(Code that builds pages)
+===+

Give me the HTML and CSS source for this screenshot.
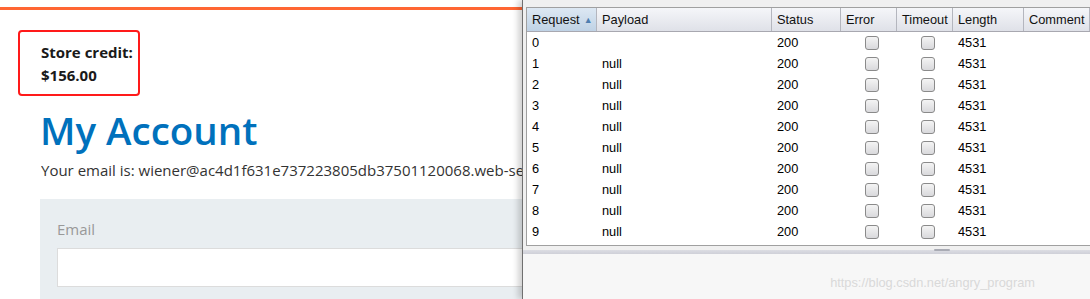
FILE: index.html
```html
<!DOCTYPE html>
<html lang="en">
<head>
  <meta charset="UTF-8" />
  <title>My Account - Intruder results</title>
  <link rel="stylesheet" href="styles.css">
</head>
<body>
  <!-- Lab page, left side -->
  <div class="page">
    <div class="top-line"></div>
    <div class="credit">
      <p>Store credit:</p>
      <p>$156.00</p>
    </div>
    <h1>My Account</h1>
    <p class="email">Your email is: wiener@ac4d1f631e737223805db37501120068.web-security-academy.net</p>
    <div class="panel">
      <label>Email</label>
      <div class="input"></div>
    </div>
  </div>

  <!-- Intruder results window -->
  <div class="window">
    <div class="results">
      <div class="row head">
        <div class="cell sorted">Request <span class="arrow">▲</span></div>
        <div class="cell">Payload</div>
        <div class="cell">Status</div>
        <div class="cell">Error</div>
        <div class="cell">Timeout</div>
        <div class="cell">Length</div>
        <div class="cell">Comment</div>
      </div>
      <div id="rows"></div>
    </div>
    <div class="splitter"><span class="grip"></span></div>
    <div class="lower">
      <span class="mark">https://blog.csdn.net/angry_program</span>
    </div>
  </div>

  <script>
    const rows = document.getElementById("rows");
    for (let i = 0; i < 10; i++) {
      const row = document.createElement("div");
      row.className = "row";
      row.innerHTML =
        '<div class="cell">' + i + '</div>' +
        '<div class="cell">' + (i === 0 ? '' : 'null') + '</div>' +
        '<div class="cell">200</div>' +
        '<div class="cell check"><span class="box"></span></div>' +
        '<div class="cell check"><span class="box"></span></div>' +
        '<div class="cell">4531</div>' +
        '<div class="cell"></div>';
      rows.appendChild(row);
    }
  </script>
</body>
</html>
```

FILE: styles.css
```css
* {
  box-sizing: border-box;
  margin: 0;
  padding: 0;
}

body {
  width: 1090px;
  height: 299px;
  overflow: hidden;
  display: flex;
  background: #fff;
}

/* Lab page */
.page {
  width: 522px;
  flex-shrink: 0;
  overflow: hidden;
  font-family: "Open Sans", sans-serif;
  color: #333;
}

.top-line {
  margin-top: 7px;
  height: 3px;
  background: #ff6633;
}

.credit {
  margin: 20px 0 0 18px;
  width: 122px;
  height: 66px;
  border: 2.5px solid #ff1a1a;
  border-radius: 4px;
  padding: 9px 0 0 21px;
  font-weight: 700;
  font-size: 15px;
  line-height: 23px;
  color: #1a1a1a;
  white-space: nowrap;
}

h1 {
  margin: 11px 0 0 40px;
  font-size: 38.5px;
  font-weight: 600;
  line-height: 46px;
  color: #0071bc;
  white-space: nowrap;
}

.email {
  margin: 5px 0 0 41px;
  font-size: 15px;
  line-height: 24px;
  white-space: nowrap;
  overflow: hidden;
}

.panel {
  margin: 17px 0 0 40px;
  height: 110px;
  background: #e9eef1;
  padding: 18px 0 0 17px;
}

.panel label {
  display: block;
  font-size: 15px;
  color: #999;
  line-height: 24px;
}

.input {
  margin-top: 7px;
  height: 39px;
  background: #fff;
  border: 1px solid #dcdcdc;
  border-right: none;
}

/* Intruder window */
.window {
  flex: 1;
  display: flex;
  flex-direction: column;
  background: #f0f0f0;
  border-left: 1px solid #707070;
  box-shadow: -4px 0 6px rgba(0, 0, 0, 0.18);
  padding: 7px 0 0 3px;
  font-family: "Liberation Sans", Arial, sans-serif;
  font-size: 12.8px;
  color: #000;
  position: relative;
}

.results {
  background: #fff;
  border: 1px solid #a0a0a0;
  border-right: none;
  height: 239px;
}

.row {
  display: grid;
  grid-template-columns: 70px 175px 69px 56px 56px 71px 1fr;
  height: 21px;
  align-items: center;
}

.row .cell {
  padding-left: 5px;
  white-space: nowrap;
}

.head {
  height: 24px;
  background: linear-gradient(#f5f6f9, #dfe1e8);
  border-bottom: 1px solid #a8a8b0;
  color: #111;
}

.head .cell {
  height: 100%;
  display: flex;
  align-items: center;
  border-right: 1px solid #b4b6be;
}

.head .sorted {
  background: linear-gradient(#dde8f3, #bfd2e5);
}

.arrow {
  font-size: 9px;
  color: #4f7fb0;
  margin-left: 4px;
}

.check {
  display: flex;
  justify-content: center;
}

.box {
  width: 14px;
  height: 14px;
  border: 1px solid #8a8a8a;
  border-radius: 3px;
  background: linear-gradient(#f4f4f4, #d9d9dc);
}

.splitter {
  margin: 4px 0 0 -3px;
  height: 4px;
  background: linear-gradient(#dcdde3, #cfd0d8);
  position: relative;
}

.grip {
  position: absolute;
  left: 411px;
  top: -1px;
  width: 16px;
  height: 2px;
  background: #a9abb4;
  border-radius: 1px;
}

.lower {
  flex: 1;
  margin-left: -3px;
  background: #f7f7f7;
  position: relative;
}

.mark {
  position: absolute;
  right: 55px;
  bottom: 9px;
  font-size: 12.8px;
  color: #d9d9d9;
}
```
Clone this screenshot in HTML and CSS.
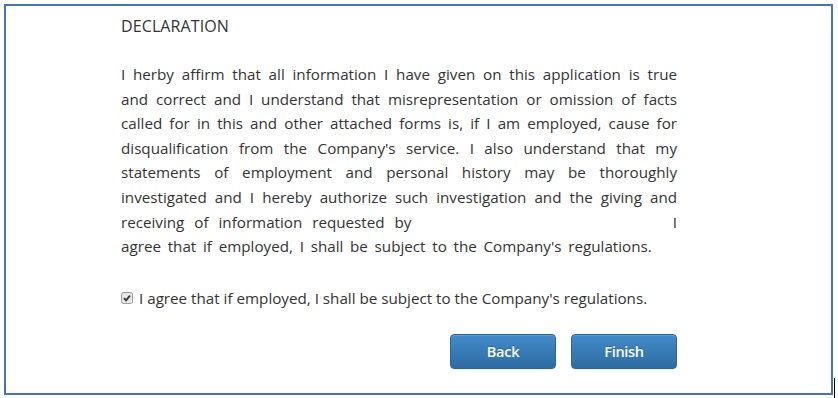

+===+

== EXERCISE ==
Quote the preceding records in their entirety, excluding every picture.

== COMPLETE ANSWER ==
Give me the HTML and CSS source for this screenshot.
FILE: index.html
```html
<!DOCTYPE html>
<html lang="en">
<head>
  <meta charset="UTF-8" />
  <title>My Account - Intruder results</title>
  <link rel="stylesheet" href="styles.css">
</head>
<body>
  <!-- Lab page, left side -->
  <div class="page">
    <div class="top-line"></div>
    <div class="credit">
      <p>Store credit:</p>
      <p>$156.00</p>
    </div>
    <h1>My Account</h1>
    <p class="email">Your email is: wiener@ac4d1f631e737223805db37501120068.web-security-academy.net</p>
    <div class="panel">
      <label>Email</label>
      <div class="input"></div>
    </div>
  </div>

  <!-- Intruder results window -->
  <div class="window">
    <div class="results">
      <div class="row head">
        <div class="cell sorted">Request <span class="arrow">▲</span></div>
        <div class="cell">Payload</div>
        <div class="cell">Status</div>
        <div class="cell">Error</div>
        <div class="cell">Timeout</div>
        <div class="cell">Length</div>
        <div class="cell">Comment</div>
      </div>
      <div id="rows"></div>
    </div>
    <div class="splitter"><span class="grip"></span></div>
    <div class="lower">
      <span class="mark">https://blog.csdn.net/angry_program</span>
    </div>
  </div>

  <script>
    const rows = document.getElementById("rows");
    for (let i = 0; i < 10; i++) {
      const row = document.createElement("div");
      row.className = "row";
      row.innerHTML =
        '<div class="cell">' + i + '</div>' +
        '<div class="cell">' + (i === 0 ? '' : 'null') + '</div>' +
        '<div class="cell">200</div>' +
        '<div class="cell check"><span class="box"></span></div>' +
        '<div class="cell check"><span class="box"></span></div>' +
        '<div class="cell">4531</div>' +
        '<div class="cell"></div>';
      rows.appendChild(row);
    }
  </script>
</body>
</html>
```

FILE: styles.css
```css
* {
  box-sizing: border-box;
  margin: 0;
  padding: 0;
}

body {
  width: 1090px;
  height: 299px;
  overflow: hidden;
  display: flex;
  background: #fff;
}

/* Lab page */
.page {
  width: 522px;
  flex-shrink: 0;
  overflow: hidden;
  font-family: "Open Sans", sans-serif;
  color: #333;
}

.top-line {
  margin-top: 7px;
  height: 3px;
  background: #ff6633;
}

.credit {
  margin: 20px 0 0 18px;
  width: 122px;
  height: 66px;
  border: 2.5px solid #ff1a1a;
  border-radius: 4px;
  padding: 9px 0 0 21px;
  font-weight: 700;
  font-size: 15px;
  line-height: 23px;
  color: #1a1a1a;
  white-space: nowrap;
}

h1 {
  margin: 11px 0 0 40px;
  font-size: 38.5px;
  font-weight: 600;
  line-height: 46px;
  color: #0071bc;
  white-space: nowrap;
}

.email {
  margin: 5px 0 0 41px;
  font-size: 15px;
  line-height: 24px;
  white-space: nowrap;
  overflow: hidden;
}

.panel {
  margin: 17px 0 0 40px;
  height: 110px;
  background: #e9eef1;
  padding: 18px 0 0 17px;
}

.panel label {
  display: block;
  font-size: 15px;
  color: #999;
  line-height: 24px;
}

.input {
  margin-top: 7px;
  height: 39px;
  background: #fff;
  border: 1px solid #dcdcdc;
  border-right: none;
}

/* Intruder window */
.window {
  flex: 1;
  display: flex;
  flex-direction: column;
  background: #f0f0f0;
  border-left: 1px solid #707070;
  box-shadow: -4px 0 6px rgba(0, 0, 0, 0.18);
  padding: 7px 0 0 3px;
  font-family: "Liberation Sans", Arial, sans-serif;
  font-size: 12.8px;
  color: #000;
  position: relative;
}

.results {
  background: #fff;
  border: 1px solid #a0a0a0;
  border-right: none;
  height: 239px;
}

.row {
  display: grid;
  grid-template-columns: 70px 175px 69px 56px 56px 71px 1fr;
  height: 21px;
  align-items: center;
}

.row .cell {
  padding-left: 5px;
  white-space: nowrap;
}

.head {
  height: 24px;
  background: linear-gradient(#f5f6f9, #dfe1e8);
  border-bottom: 1px solid #a8a8b0;
  color: #111;
}

.head .cell {
  height: 100%;
  display: flex;
  align-items: center;
  border-right: 1px solid #b4b6be;
}

.head .sorted {
  background: linear-gradient(#dde8f3, #bfd2e5);
}

.arrow {
  font-size: 9px;
  color: #4f7fb0;
  margin-left: 4px;
}

.check {
  display: flex;
  justify-content: center;
}

.box {
  width: 14px;
  height: 14px;
  border: 1px solid #8a8a8a;
  border-radius: 3px;
  background: linear-gradient(#f4f4f4, #d9d9dc);
}

.splitter {
  margin: 4px 0 0 -3px;
  height: 4px;
  background: linear-gradient(#dcdde3, #cfd0d8);
  position: relative;
}

.grip {
  position: absolute;
  left: 411px;
  top: -1px;
  width: 16px;
  height: 2px;
  background: #a9abb4;
  border-radius: 1px;
}

.lower {
  flex: 1;
  margin-left: -3px;
  background: #f7f7f7;
  position: relative;
}

.mark {
  position: absolute;
  right: 55px;
  bottom: 9px;
  font-size: 12.8px;
  color: #d9d9d9;
}
```
Clone this screenshot in HTML and CSS.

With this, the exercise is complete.